* What to work on
Transcribe the material in full. Nothing should differ except that the pictures are left out.

* Data section
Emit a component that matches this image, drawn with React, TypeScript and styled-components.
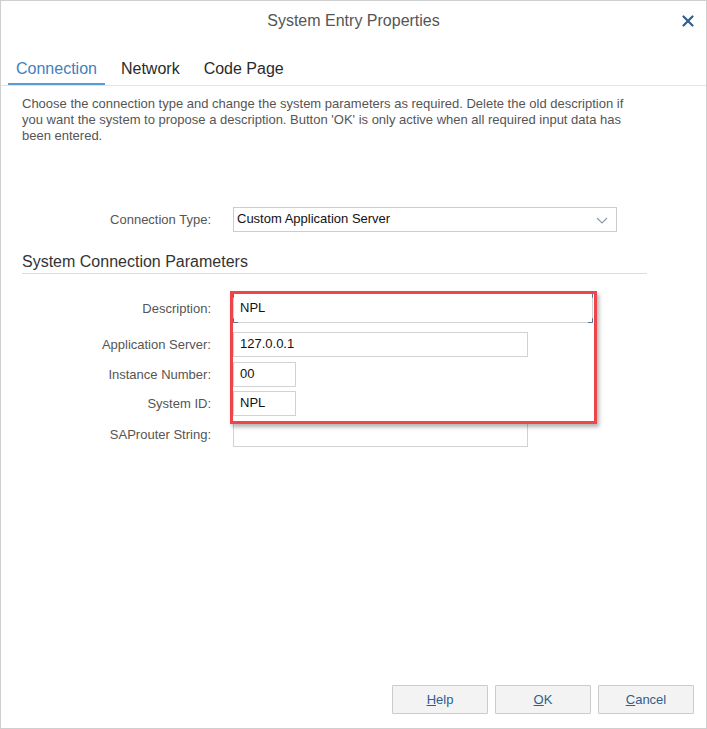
import React from "react";
import styled, { createGlobalStyle } from "styled-components";

const GlobalStyle = createGlobalStyle`
  html, body {
    margin: 0;
    padding: 0;
    background: #fff;
  }
  body {
    font-family: "Liberation Sans", Arial, sans-serif;
  }
`;

const Window = styled.div`
  width: 707px;
  height: 729px;
  box-sizing: border-box;
  border: 1px solid #cfcfcf;
  display: flex;
  flex-direction: column;
  background: #fff;
`;

const TitleBar = styled.header`
  height: 40px;
  display: grid;
  grid-template-columns: 1fr auto 1fr;
  align-items: center;
`;

const Title = styled.h1`
  grid-column: 2;
  margin: 0;
  font-size: 16px;
  font-weight: normal;
  color: #555;
`;

const CloseButton = styled.button`
  justify-self: end;
  margin-right: 12px;
  padding: 0;
  border: none;
  background: none;
  display: flex;
  cursor: pointer;
`;

const TabBar = styled.nav`
  height: 44px;
  display: flex;
  align-items: flex-end;
  gap: 8px;
  padding-left: 7px;
  border-bottom: 1px solid #dde6ee;
`;

const Tab = styled.div<{ $active?: boolean }>`
  padding: 0 8px 5px;
  font-size: 16px;
  line-height: 18px;
  color: ${(p) => (p.$active ? "#3f80c0" : "#2b2b2b")};
  border-bottom: 2px solid ${(p) => (p.$active ? "#5b9bd5" : "transparent")};
`;

const Content = styled.main`
  flex: 1;
  padding: 10px 21px 0;
`;

const Intro = styled.p`
  margin: 0;
  font-size: 13px;
  line-height: 16px;
  color: #555;
  max-width: 620px;
`;

const Row = styled.div<{ $top?: number }>`
  display: grid;
  grid-template-columns: 189px auto;
  column-gap: 22px;
  align-items: center;
  margin-top: ${(p) => p.$top ?? 0}px;
`;

const Label = styled.label`
  text-align: right;
  font-size: 13px;
  color: #555;
`;

const Select = styled.div`
  width: 384px;
  height: 25px;
  box-sizing: border-box;
  border: 1px solid #cccccc;
  display: flex;
  align-items: flex-start;
  justify-content: space-between;
  padding: 3px 8px 0 3px;
  font-size: 13px;
  color: #111;
`;

const Chevron = styled.svg`
  margin-top: 6px;
`;

const SectionTitle = styled.h2`
  margin: 21px 0 0;
  width: 625px;
  padding-bottom: 2px;
  border-bottom: 1px solid #dcdcdc;
  font-size: 16px;
  line-height: 18px;
  font-weight: normal;
  color: #333;
`;

const Fields = styled.div`
  position: relative;
  margin-top: 19px;
`;

const Input = styled.div<{ $width: number; $height?: number }>`
  position: relative;
  width: ${(p) => p.$width}px;
  height: ${(p) => p.$height ?? 25}px;
  box-sizing: border-box;
  border: 1px solid #d2d2d2;
  padding: ${(p) => (p.$height ? 6 : 3)}px 6px 0;
  font-size: 13px;
  color: #111;
  background: #fff;
`;

const Corners = styled.svg`
  position: absolute;
  inset: -1px;
  width: calc(100% + 2px);
  height: calc(100% + 2px);
`;

const Highlight = styled.div`
  position: absolute;
  left: 208px;
  top: -2px;
  width: 367px;
  height: 133px;
  box-sizing: border-box;
  border: 3px solid #ef4448;
  box-shadow: 2px 3px 4px rgba(0, 0, 0, 0.3);
  pointer-events: none;
`;

const Footer = styled.footer`
  display: flex;
  justify-content: flex-end;
  gap: 7px;
  padding: 0 12px 14px;
`;

const Button = styled.button`
  width: 96px;
  height: 29px;
  box-sizing: border-box;
  border: 1px solid #cbcbcb;
  border-radius: 1px;
  background: #f3f3f3;
  color: #2f5f8e;
  font-family: inherit;
  font-size: 13px;
  padding: 0;
  cursor: pointer;

  u {
    text-decoration: underline;
  }
`;

const fields = [
  { label: "Application Server:", value: "127.0.0.1", width: 295, top: 9 },
  { label: "Instance Number:", value: "00", width: 63, top: 5 },
  { label: "System ID:", value: "NPL", width: 63, top: 4 },
  { label: "SAProuter String:", value: "", width: 295, top: 6 },
];

export default function App() {
  return (
    <>
      <GlobalStyle />
      <Window>
        <TitleBar>
          <Title>System Entry Properties</Title>
          <CloseButton aria-label="Close">
            <svg width="12" height="12" viewBox="0 0 12 12">
              <path
                d="M1.5 1.5 L10.5 10.5 M10.5 1.5 L1.5 10.5"
                stroke="#2f5f8e"
                strokeWidth="2.2"
                strokeLinecap="round"
              />
            </svg>
          </CloseButton>
        </TitleBar>

        <TabBar>
          <Tab $active>Connection</Tab>
          <Tab>Network</Tab>
          <Tab>Code Page</Tab>
        </TabBar>

        <Content>
          <Intro>
            Choose the connection type and change the system parameters as
            required. Delete the old description if you want the system to
            propose a description. Button 'OK' is only active when all required
            input data has been entered.
          </Intro>

          <Row $top={63}>
            <Label>Connection Type:</Label>
            <Select>
              <span>Custom Application Server</span>
              <Chevron width="12" height="7" viewBox="0 0 12 7">
                <path d="M1 1 L6 6 L11 1" fill="none" stroke="#8c9aa8" strokeWidth="1.1" />
              </Chevron>
            </Select>
          </Row>

          <SectionTitle>System Connection Parameters</SectionTitle>

          <Fields>
            <Row>
              <Label>Description:</Label>
              <Input $width={360} $height={30}>
                NPL
                <Corners viewBox="0 0 362 32" preserveAspectRatio="none">
                  <path
                    d="M0.5 5 V0.5 H5 M357 0.5 H361.5 V5 M361.5 27 V31.5 H357 M5 31.5 H0.5 V27"
                    fill="none"
                    stroke="#4d6f91"
                    strokeWidth="1"
                  />
                </Corners>
              </Input>
            </Row>
            {fields.map((f) => (
              <Row key={f.label} $top={f.top}>
                <Label>{f.label}</Label>
                <Input $width={f.width}>{f.value}</Input>
              </Row>
            ))}
            <Highlight />
          </Fields>
        </Content>

        <Footer>
          <Button>
            <u>H</u>elp
          </Button>
          <Button>
            <u>O</u>K
          </Button>
          <Button>
            <u>C</u>ancel
          </Button>
        </Footer>
      </Window>
    </>
  );
}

* Full solution
Emit a component that matches this image, drawn with React, TypeScript and styled-components.
import React from "react";
import styled, { createGlobalStyle } from "styled-components";

const GlobalStyle = createGlobalStyle`
  html, body {
    margin: 0;
    padding: 0;
    background: #fff;
  }
  body {
    font-family: "Liberation Sans", Arial, sans-serif;
  }
`;

const Window = styled.div`
  width: 707px;
  height: 729px;
  box-sizing: border-box;
  border: 1px solid #cfcfcf;
  display: flex;
  flex-direction: column;
  background: #fff;
`;

const TitleBar = styled.header`
  height: 40px;
  display: grid;
  grid-template-columns: 1fr auto 1fr;
  align-items: center;
`;

const Title = styled.h1`
  grid-column: 2;
  margin: 0;
  font-size: 16px;
  font-weight: normal;
  color: #555;
`;

const CloseButton = styled.button`
  justify-self: end;
  margin-right: 12px;
  padding: 0;
  border: none;
  background: none;
  display: flex;
  cursor: pointer;
`;

const TabBar = styled.nav`
  height: 44px;
  display: flex;
  align-items: flex-end;
  gap: 8px;
  padding-left: 7px;
  border-bottom: 1px solid #dde6ee;
`;

const Tab = styled.div<{ $active?: boolean }>`
  padding: 0 8px 5px;
  font-size: 16px;
  line-height: 18px;
  color: ${(p) => (p.$active ? "#3f80c0" : "#2b2b2b")};
  border-bottom: 2px solid ${(p) => (p.$active ? "#5b9bd5" : "transparent")};
`;

const Content = styled.main`
  flex: 1;
  padding: 10px 21px 0;
`;

const Intro = styled.p`
  margin: 0;
  font-size: 13px;
  line-height: 16px;
  color: #555;
  max-width: 620px;
`;

const Row = styled.div<{ $top?: number }>`
  display: grid;
  grid-template-columns: 189px auto;
  column-gap: 22px;
  align-items: center;
  margin-top: ${(p) => p.$top ?? 0}px;
`;

const Label = styled.label`
  text-align: right;
  font-size: 13px;
  color: #555;
`;

const Select = styled.div`
  width: 384px;
  height: 25px;
  box-sizing: border-box;
  border: 1px solid #cccccc;
  display: flex;
  align-items: flex-start;
  justify-content: space-between;
  padding: 3px 8px 0 3px;
  font-size: 13px;
  color: #111;
`;

const Chevron = styled.svg`
  margin-top: 6px;
`;

const SectionTitle = styled.h2`
  margin: 21px 0 0;
  width: 625px;
  padding-bottom: 2px;
  border-bottom: 1px solid #dcdcdc;
  font-size: 16px;
  line-height: 18px;
  font-weight: normal;
  color: #333;
`;

const Fields = styled.div`
  position: relative;
  margin-top: 19px;
`;

const Input = styled.div<{ $width: number; $height?: number }>`
  position: relative;
  width: ${(p) => p.$width}px;
  height: ${(p) => p.$height ?? 25}px;
  box-sizing: border-box;
  border: 1px solid #d2d2d2;
  padding: ${(p) => (p.$height ? 6 : 3)}px 6px 0;
  font-size: 13px;
  color: #111;
  background: #fff;
`;

const Corners = styled.svg`
  position: absolute;
  inset: -1px;
  width: calc(100% + 2px);
  height: calc(100% + 2px);
`;

const Highlight = styled.div`
  position: absolute;
  left: 208px;
  top: -2px;
  width: 367px;
  height: 133px;
  box-sizing: border-box;
  border: 3px solid #ef4448;
  box-shadow: 2px 3px 4px rgba(0, 0, 0, 0.3);
  pointer-events: none;
`;

const Footer = styled.footer`
  display: flex;
  justify-content: flex-end;
  gap: 7px;
  padding: 0 12px 14px;
`;

const Button = styled.button`
  width: 96px;
  height: 29px;
  box-sizing: border-box;
  border: 1px solid #cbcbcb;
  border-radius: 1px;
  background: #f3f3f3;
  color: #2f5f8e;
  font-family: inherit;
  font-size: 13px;
  padding: 0;
  cursor: pointer;

  u {
    text-decoration: underline;
  }
`;

const fields = [
  { label: "Application Server:", value: "127.0.0.1", width: 295, top: 9 },
  { label: "Instance Number:", value: "00", width: 63, top: 5 },
  { label: "System ID:", value: "NPL", width: 63, top: 4 },
  { label: "SAProuter String:", value: "", width: 295, top: 6 },
];

export default function App() {
  return (
    <>
      <GlobalStyle />
      <Window>
        <TitleBar>
          <Title>System Entry Properties</Title>
          <CloseButton aria-label="Close">
            <svg width="12" height="12" viewBox="0 0 12 12">
              <path
                d="M1.5 1.5 L10.5 10.5 M10.5 1.5 L1.5 10.5"
                stroke="#2f5f8e"
                strokeWidth="2.2"
                strokeLinecap="round"
              />
            </svg>
          </CloseButton>
        </TitleBar>

        <TabBar>
          <Tab $active>Connection</Tab>
          <Tab>Network</Tab>
          <Tab>Code Page</Tab>
        </TabBar>

        <Content>
          <Intro>
            Choose the connection type and change the system parameters as
            required. Delete the old description if you want the system to
            propose a description. Button 'OK' is only active when all required
            input data has been entered.
          </Intro>

          <Row $top={63}>
            <Label>Connection Type:</Label>
            <Select>
              <span>Custom Application Server</span>
              <Chevron width="12" height="7" viewBox="0 0 12 7">
                <path d="M1 1 L6 6 L11 1" fill="none" stroke="#8c9aa8" strokeWidth="1.1" />
              </Chevron>
            </Select>
          </Row>

          <SectionTitle>System Connection Parameters</SectionTitle>

          <Fields>
            <Row>
              <Label>Description:</Label>
              <Input $width={360} $height={30}>
                NPL
                <Corners viewBox="0 0 362 32" preserveAspectRatio="none">
                  <path
                    d="M0.5 5 V0.5 H5 M357 0.5 H361.5 V5 M361.5 27 V31.5 H357 M5 31.5 H0.5 V27"
                    fill="none"
                    stroke="#4d6f91"
                    strokeWidth="1"
                  />
                </Corners>
              </Input>
            </Row>
            {fields.map((f) => (
              <Row key={f.label} $top={f.top}>
                <Label>{f.label}</Label>
                <Input $width={f.width}>{f.value}</Input>
              </Row>
            ))}
            <Highlight />
          </Fields>
        </Content>

        <Footer>
          <Button>
            <u>H</u>elp
          </Button>
          <Button>
            <u>O</u>K
          </Button>
          <Button>
            <u>C</u>ancel
          </Button>
        </Footer>
      </Window>
    </>
  );
}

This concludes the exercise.